Closed-cell spray foam is more expensive; however, it is denser and can provide more rigid support to certain structures. It is resistant to cracking at junctions with other materials, unlike open-cell foam. Because it is less permeable, it can also act as a water vapor barrier. This also means that dust or other allergens are less able to enter your home as well. For families that have allergy sufferers, this could lead to better health. However, it’s important to note that if the chemicals are not mixed correctly, there can be a danger of chemical odors and other health problems for the occupants. Closed-cell spray foam can also keep insects, birds, squirrels and other pests from creating nests or gaining access to your home.
Not all spray foam is created equal. Many closed-cell spray foams use HFC's, or hydrofluorocarbons, as their blowing agent. These chemicals have a very high global warming potential, which offsets any environmental benefits of a good insulation material. Therefore, you should avoid closed cell spray foams with HFC's as their blowing agent.

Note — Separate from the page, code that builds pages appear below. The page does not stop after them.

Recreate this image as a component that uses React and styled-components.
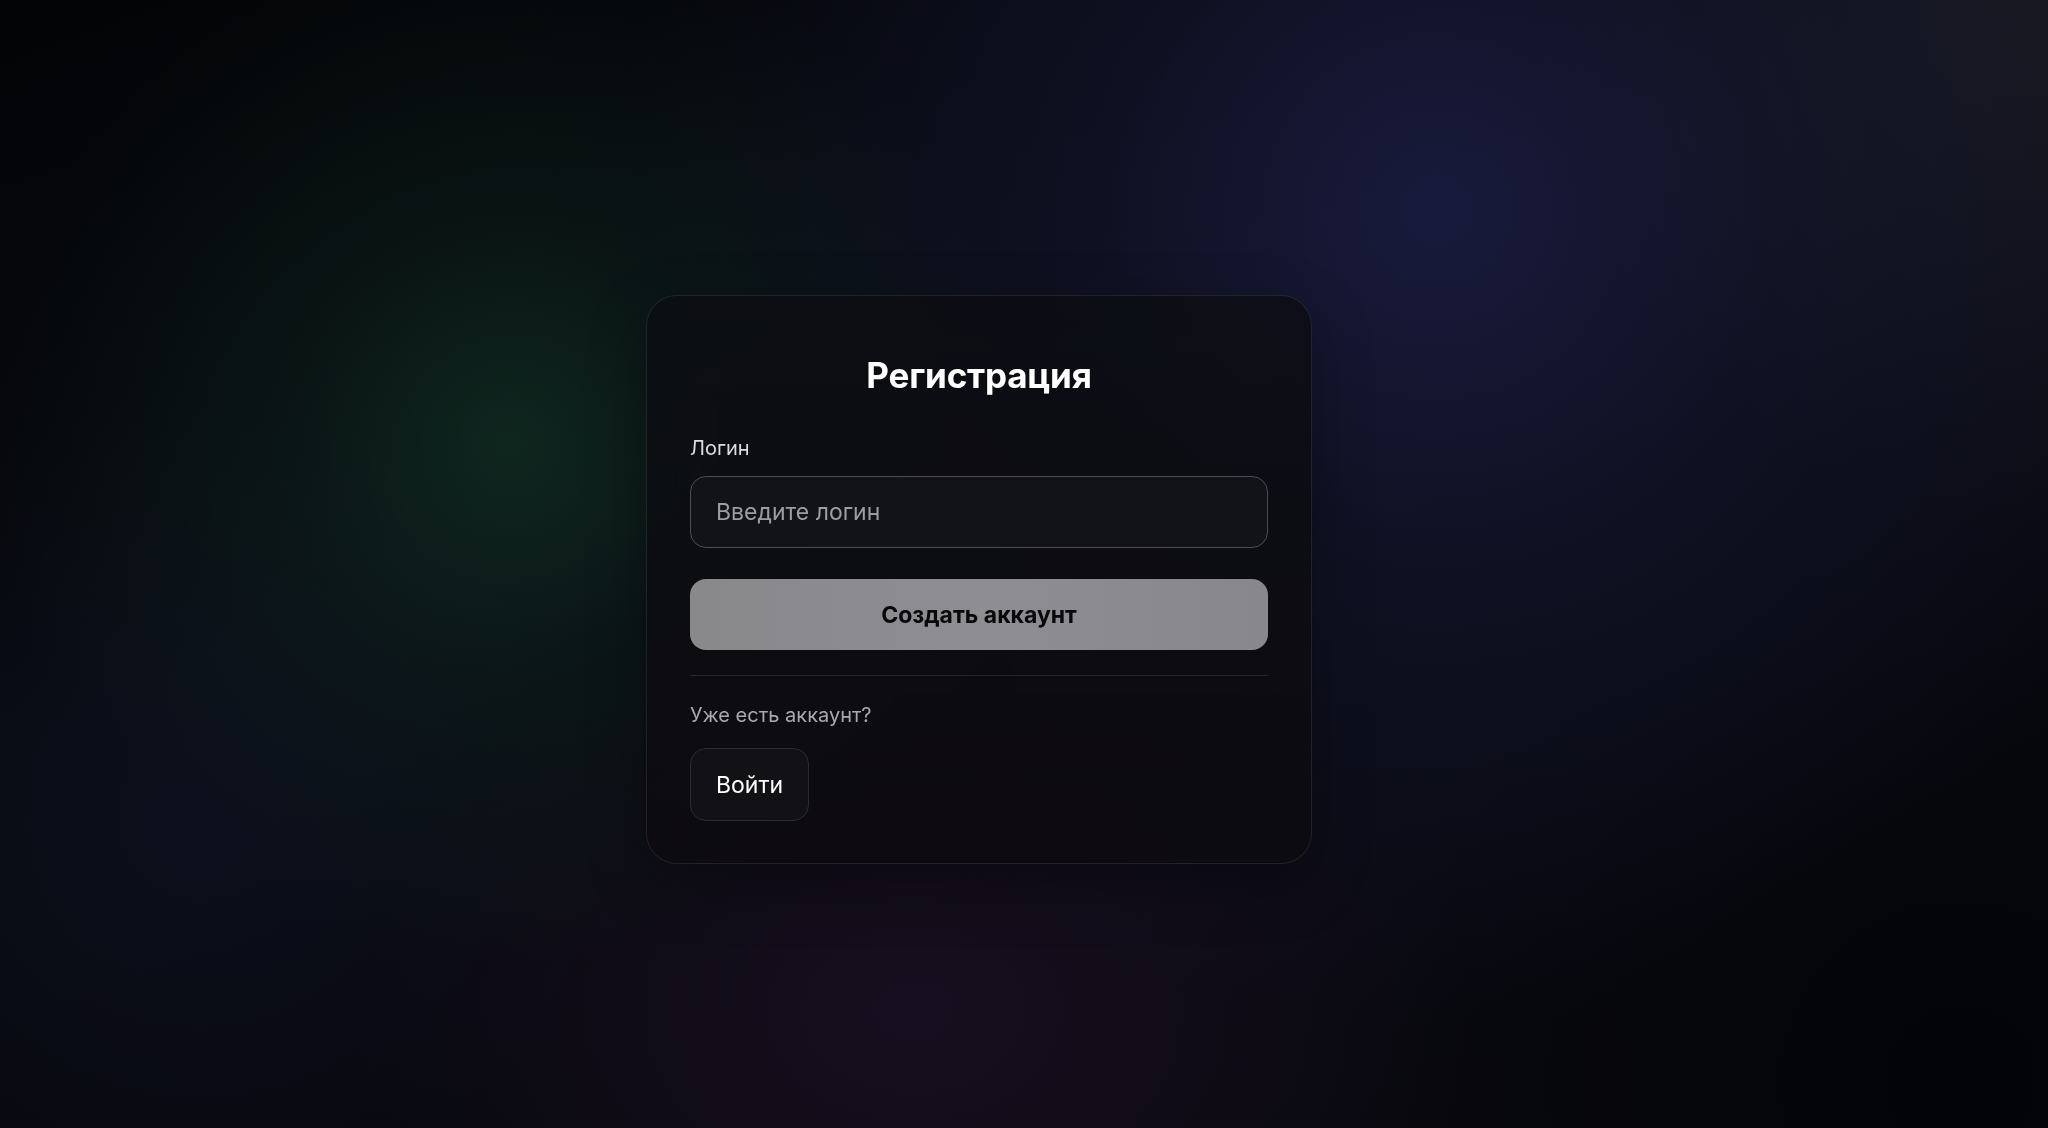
import React, { useState } from 'react';
import styled, { createGlobalStyle } from 'styled-components';

const GlobalStyle = createGlobalStyle`
  * {
    box-sizing: border-box;
  }
  html, body {
    margin: 0;
    padding: 0;
    background: #06070b;
  }
  body {
    font-family: Inter, "Noto Sans", "Liberation Sans", sans-serif;
    -webkit-font-smoothing: antialiased;
  }
`;

// Page with the coloured glows behind the card
const Page = styled.div`
  min-height: 100vh;
  display: flex;
  align-items: center;
  justify-content: center;
  padding: 31px 90px 0 0;
  background:
    radial-gradient(circle at 510px 444px, rgba(20, 58, 42, 0.6) 0, rgba(20, 58, 42, 0.25) 220px, rgba(20, 58, 42, 0) 520px),
    radial-gradient(circle at 1437px 209px, rgba(30, 32, 76, 0.75) 0, rgba(26, 28, 62, 0.45) 320px, rgba(26, 28, 62, 0) 820px),
    radial-gradient(ellipse 560px 420px at 914px 1010px, rgba(32, 18, 40, 0.65) 0, rgba(32, 18, 40, 0) 100%),
    radial-gradient(circle at 2048px 0px, rgba(30, 30, 34, 0.7) 0, rgba(30, 30, 34, 0) 520px),
    radial-gradient(circle at 200px 820px, rgba(16, 18, 38, 0.55) 0, rgba(16, 18, 38, 0) 420px),
    radial-gradient(circle at 1960px 1080px, rgba(2, 3, 6, 0.8) 0, rgba(2, 3, 6, 0) 600px),
    linear-gradient(160deg, #030406 0%, #080a10 40%, #08080e 100%);
`;

const Card = styled.div`
  width: 666px;
  padding: 58px 43px 42px;
  border-radius: 31px;
  border: 1px solid rgba(255, 255, 255, 0.09);
  background: linear-gradient(180deg, rgba(12, 13, 18, 0.82) 0%, rgba(13, 11, 16, 0.88) 100%);
  backdrop-filter: blur(20px);
  box-shadow: 0 20px 60px rgba(0, 0, 0, 0.3);
  display: flex;
  flex-direction: column;
`;

const Title = styled.h1`
  margin: 0 0 39px;
  text-align: center;
  color: #ffffff;
  font-size: 35px;
  font-weight: 700;
  line-height: 42px;
  letter-spacing: -0.2px;
`;

const Label = styled.label`
  color: #dcdce2;
  font-size: 20px;
  line-height: 26px;
  margin-bottom: 15px;
`;

const Input = styled.input`
  width: 100%;
  height: 72px;
  padding: 0 25px;
  border-radius: 16px;
  border: 1px solid #4b4d56;
  background: rgba(20, 21, 26, 0.85);
  color: #ffffff;
  font-family: inherit;
  font-size: 23px;
  outline: none;

  &::placeholder {
    color: #9b9da4;
  }
`;

const PrimaryButton = styled.button`
  margin-top: 31px;
  width: 100%;
  height: 71px;
  border: none;
  border-radius: 16px;
  background: linear-gradient(90deg, #89898c 0%, #8e8d92 50%, #88878d 100%);
  color: #08080a;
  font-family: inherit;
  font-size: 23px;
  font-weight: 700;
  cursor: pointer;
`;

const Divider = styled.hr`
  margin: 25px 0 0;
  border: none;
  height: 1px;
  background: #26272d;
`;

const Hint = styled.p`
  margin: 25px 0 0;
  color: #a9a9b0;
  font-size: 20px;
  line-height: 28px;
`;

const SecondaryButton = styled.button`
  align-self: flex-start;
  margin-top: 19px;
  height: 73px;
  padding: 0 25px;
  border-radius: 16px;
  border: 1px solid #2b2c32;
  background: rgba(20, 20, 25, 0.8);
  color: #ffffff;
  font-family: inherit;
  font-size: 23px;
  cursor: pointer;
`;

const App = () => {
  const [login, setLogin] = useState('');

  return (
    <>
      <GlobalStyle />
      <Page>
        <Card>
          <Title>Регистрация</Title>
          <Label htmlFor="login">Логин</Label>
          <Input
            id="login"
            type="text"
            value={login}
            onChange={(e) => setLogin(e.target.value)}
            placeholder="Введите логин"
          />
          <PrimaryButton type="button">Создать аккаунт</PrimaryButton>
          <Divider />
          <Hint>Уже есть аккаунт?</Hint>
          <SecondaryButton type="button">Войти</SecondaryButton>
        </Card>
      </Page>
    </>
  );
};

export default App;
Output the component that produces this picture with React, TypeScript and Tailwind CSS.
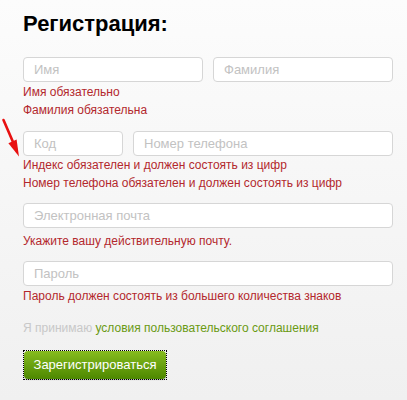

There are now closed cell spray foams with HFO's, or hydrofluoroolefins, as their blowing agent. After a decade or more of research, these alternative blowing agents, which are far less environmentally harmful, are making their way into the market with no loss of product quality. For a more environmentally friendly insulation, please specify HFO closed cell foam products.
For spray foam insulations it’s best to use a licensed insulation contractor who has trained, experienced, and knowledgeable installers with the appropriate equipment. Installation is a very important component to the comfort, safety and energy efficiency of your home -- no matter the kind of insulation you choose.